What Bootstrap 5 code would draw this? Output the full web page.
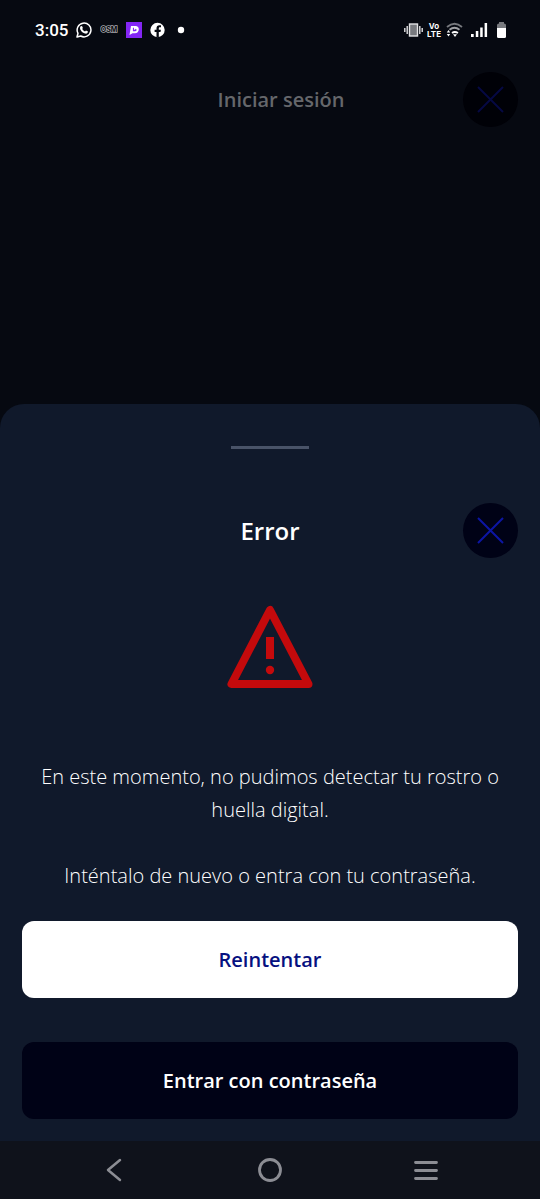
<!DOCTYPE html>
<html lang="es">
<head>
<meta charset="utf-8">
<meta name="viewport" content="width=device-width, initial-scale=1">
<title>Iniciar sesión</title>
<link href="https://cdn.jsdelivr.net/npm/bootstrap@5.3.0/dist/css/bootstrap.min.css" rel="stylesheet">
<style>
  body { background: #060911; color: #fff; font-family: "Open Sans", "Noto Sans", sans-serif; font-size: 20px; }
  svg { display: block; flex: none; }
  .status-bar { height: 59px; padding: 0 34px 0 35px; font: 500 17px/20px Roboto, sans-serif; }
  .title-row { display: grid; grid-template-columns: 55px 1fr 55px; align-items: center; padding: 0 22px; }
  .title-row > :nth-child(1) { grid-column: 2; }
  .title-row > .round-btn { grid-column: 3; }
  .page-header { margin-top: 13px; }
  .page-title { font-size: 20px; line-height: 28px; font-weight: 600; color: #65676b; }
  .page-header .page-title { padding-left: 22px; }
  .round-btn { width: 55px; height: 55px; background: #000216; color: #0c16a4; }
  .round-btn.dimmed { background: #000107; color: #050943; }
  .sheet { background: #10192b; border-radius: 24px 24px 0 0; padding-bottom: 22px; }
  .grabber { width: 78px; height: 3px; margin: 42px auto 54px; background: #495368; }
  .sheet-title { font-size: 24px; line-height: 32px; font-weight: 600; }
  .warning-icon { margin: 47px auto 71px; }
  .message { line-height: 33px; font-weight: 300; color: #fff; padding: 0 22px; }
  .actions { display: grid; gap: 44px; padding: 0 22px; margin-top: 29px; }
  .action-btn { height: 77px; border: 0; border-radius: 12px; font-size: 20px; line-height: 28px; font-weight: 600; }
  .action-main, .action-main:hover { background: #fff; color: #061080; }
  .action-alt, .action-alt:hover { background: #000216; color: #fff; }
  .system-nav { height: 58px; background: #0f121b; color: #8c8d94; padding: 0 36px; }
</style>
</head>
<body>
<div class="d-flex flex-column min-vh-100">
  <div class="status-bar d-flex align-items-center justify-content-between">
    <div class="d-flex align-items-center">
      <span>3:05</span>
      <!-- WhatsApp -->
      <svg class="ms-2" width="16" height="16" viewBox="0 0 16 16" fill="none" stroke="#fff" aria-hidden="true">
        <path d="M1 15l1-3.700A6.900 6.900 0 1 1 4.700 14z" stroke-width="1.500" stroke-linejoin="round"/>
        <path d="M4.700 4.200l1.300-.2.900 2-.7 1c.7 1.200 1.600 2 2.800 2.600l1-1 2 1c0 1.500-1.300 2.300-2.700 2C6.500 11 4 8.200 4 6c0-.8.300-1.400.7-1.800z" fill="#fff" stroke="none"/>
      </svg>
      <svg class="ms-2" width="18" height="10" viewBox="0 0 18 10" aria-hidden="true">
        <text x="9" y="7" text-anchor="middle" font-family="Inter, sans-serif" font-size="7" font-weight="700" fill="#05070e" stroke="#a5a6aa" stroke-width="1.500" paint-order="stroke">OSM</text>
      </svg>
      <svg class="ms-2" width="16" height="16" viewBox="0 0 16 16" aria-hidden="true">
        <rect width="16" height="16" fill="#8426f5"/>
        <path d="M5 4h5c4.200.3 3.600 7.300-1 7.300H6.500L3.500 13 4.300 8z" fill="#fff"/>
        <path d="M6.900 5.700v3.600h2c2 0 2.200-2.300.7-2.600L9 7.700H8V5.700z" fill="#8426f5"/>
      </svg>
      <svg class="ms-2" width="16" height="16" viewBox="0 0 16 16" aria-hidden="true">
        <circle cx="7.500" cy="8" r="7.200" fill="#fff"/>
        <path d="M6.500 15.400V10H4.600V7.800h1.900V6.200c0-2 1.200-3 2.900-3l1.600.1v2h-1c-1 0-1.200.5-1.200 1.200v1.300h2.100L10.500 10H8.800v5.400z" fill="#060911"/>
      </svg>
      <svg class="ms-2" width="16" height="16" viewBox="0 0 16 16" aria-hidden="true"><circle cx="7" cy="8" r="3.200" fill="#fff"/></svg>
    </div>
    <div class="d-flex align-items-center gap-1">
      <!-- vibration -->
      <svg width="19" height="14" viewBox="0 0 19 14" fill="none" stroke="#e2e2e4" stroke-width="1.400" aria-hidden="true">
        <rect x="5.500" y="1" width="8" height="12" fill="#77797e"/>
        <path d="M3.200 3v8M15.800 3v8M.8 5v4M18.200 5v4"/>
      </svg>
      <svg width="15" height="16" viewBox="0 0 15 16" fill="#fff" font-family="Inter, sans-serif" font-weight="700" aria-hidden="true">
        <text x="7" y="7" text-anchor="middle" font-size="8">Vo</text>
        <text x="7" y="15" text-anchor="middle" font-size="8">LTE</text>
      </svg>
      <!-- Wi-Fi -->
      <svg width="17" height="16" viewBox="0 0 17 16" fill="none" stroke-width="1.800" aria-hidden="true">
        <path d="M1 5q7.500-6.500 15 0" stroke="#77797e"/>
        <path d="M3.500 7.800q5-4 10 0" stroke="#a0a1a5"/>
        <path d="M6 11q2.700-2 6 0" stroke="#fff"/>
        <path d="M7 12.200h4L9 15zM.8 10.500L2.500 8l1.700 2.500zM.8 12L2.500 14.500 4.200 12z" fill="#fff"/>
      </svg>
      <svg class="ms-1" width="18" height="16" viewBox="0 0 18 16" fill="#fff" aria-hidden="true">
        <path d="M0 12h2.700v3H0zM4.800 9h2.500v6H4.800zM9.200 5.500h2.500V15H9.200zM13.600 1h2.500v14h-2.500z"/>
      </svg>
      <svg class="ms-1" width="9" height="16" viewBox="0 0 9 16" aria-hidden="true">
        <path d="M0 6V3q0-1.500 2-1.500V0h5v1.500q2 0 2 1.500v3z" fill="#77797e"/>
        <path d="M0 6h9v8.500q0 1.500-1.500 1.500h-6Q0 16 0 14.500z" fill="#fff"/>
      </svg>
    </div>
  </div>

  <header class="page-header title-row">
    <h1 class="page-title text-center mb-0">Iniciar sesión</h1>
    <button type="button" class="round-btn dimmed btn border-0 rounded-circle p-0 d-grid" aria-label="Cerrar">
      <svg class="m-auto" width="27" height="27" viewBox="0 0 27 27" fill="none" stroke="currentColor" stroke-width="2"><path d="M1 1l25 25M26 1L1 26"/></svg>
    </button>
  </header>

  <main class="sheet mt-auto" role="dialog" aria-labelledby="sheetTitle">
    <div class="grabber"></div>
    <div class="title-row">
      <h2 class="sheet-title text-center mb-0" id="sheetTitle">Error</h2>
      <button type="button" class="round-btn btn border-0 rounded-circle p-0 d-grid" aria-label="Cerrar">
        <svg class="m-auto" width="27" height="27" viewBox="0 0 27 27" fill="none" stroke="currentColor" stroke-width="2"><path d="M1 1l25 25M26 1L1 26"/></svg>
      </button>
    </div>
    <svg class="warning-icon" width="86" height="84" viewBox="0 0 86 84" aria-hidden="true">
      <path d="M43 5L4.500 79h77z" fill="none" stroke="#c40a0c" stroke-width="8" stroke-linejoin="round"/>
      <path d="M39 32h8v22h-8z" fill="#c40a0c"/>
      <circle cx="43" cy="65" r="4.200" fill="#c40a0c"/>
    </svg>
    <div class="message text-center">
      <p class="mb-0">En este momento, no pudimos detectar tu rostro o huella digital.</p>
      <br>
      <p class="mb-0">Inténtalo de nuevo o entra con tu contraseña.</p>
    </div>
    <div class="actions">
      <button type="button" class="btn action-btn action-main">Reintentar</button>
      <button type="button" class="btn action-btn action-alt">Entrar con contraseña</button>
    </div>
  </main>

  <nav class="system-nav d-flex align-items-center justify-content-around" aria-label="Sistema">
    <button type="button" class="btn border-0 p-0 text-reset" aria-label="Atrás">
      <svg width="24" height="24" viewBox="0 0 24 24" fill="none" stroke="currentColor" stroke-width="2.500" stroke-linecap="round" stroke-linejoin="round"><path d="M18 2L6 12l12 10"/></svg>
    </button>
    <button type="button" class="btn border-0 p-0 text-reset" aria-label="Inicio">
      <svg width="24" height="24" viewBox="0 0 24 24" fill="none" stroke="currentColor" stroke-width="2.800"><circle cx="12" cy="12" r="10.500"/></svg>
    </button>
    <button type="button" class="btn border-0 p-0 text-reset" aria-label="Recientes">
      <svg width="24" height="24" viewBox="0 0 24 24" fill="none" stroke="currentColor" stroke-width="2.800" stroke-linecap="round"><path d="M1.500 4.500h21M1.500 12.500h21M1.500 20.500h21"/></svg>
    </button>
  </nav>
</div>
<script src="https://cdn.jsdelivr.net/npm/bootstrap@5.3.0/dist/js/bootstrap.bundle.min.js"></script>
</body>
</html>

TO DO :: Within the listing above, find every line containing the string "page" and return it.

FINISHED EXERCISE ::
What Bootstrap 5 code would draw this? Output the full web page.
  .page-header { margin-top: 13px; }
  .page-title { font-size: 20px; line-height: 28px; font-weight: 600; color: #65676b; }
  .page-header .page-title { padding-left: 22px; }
  <header class="page-header title-row">
    <h1 class="page-title text-center mb-0">Iniciar sesión</h1>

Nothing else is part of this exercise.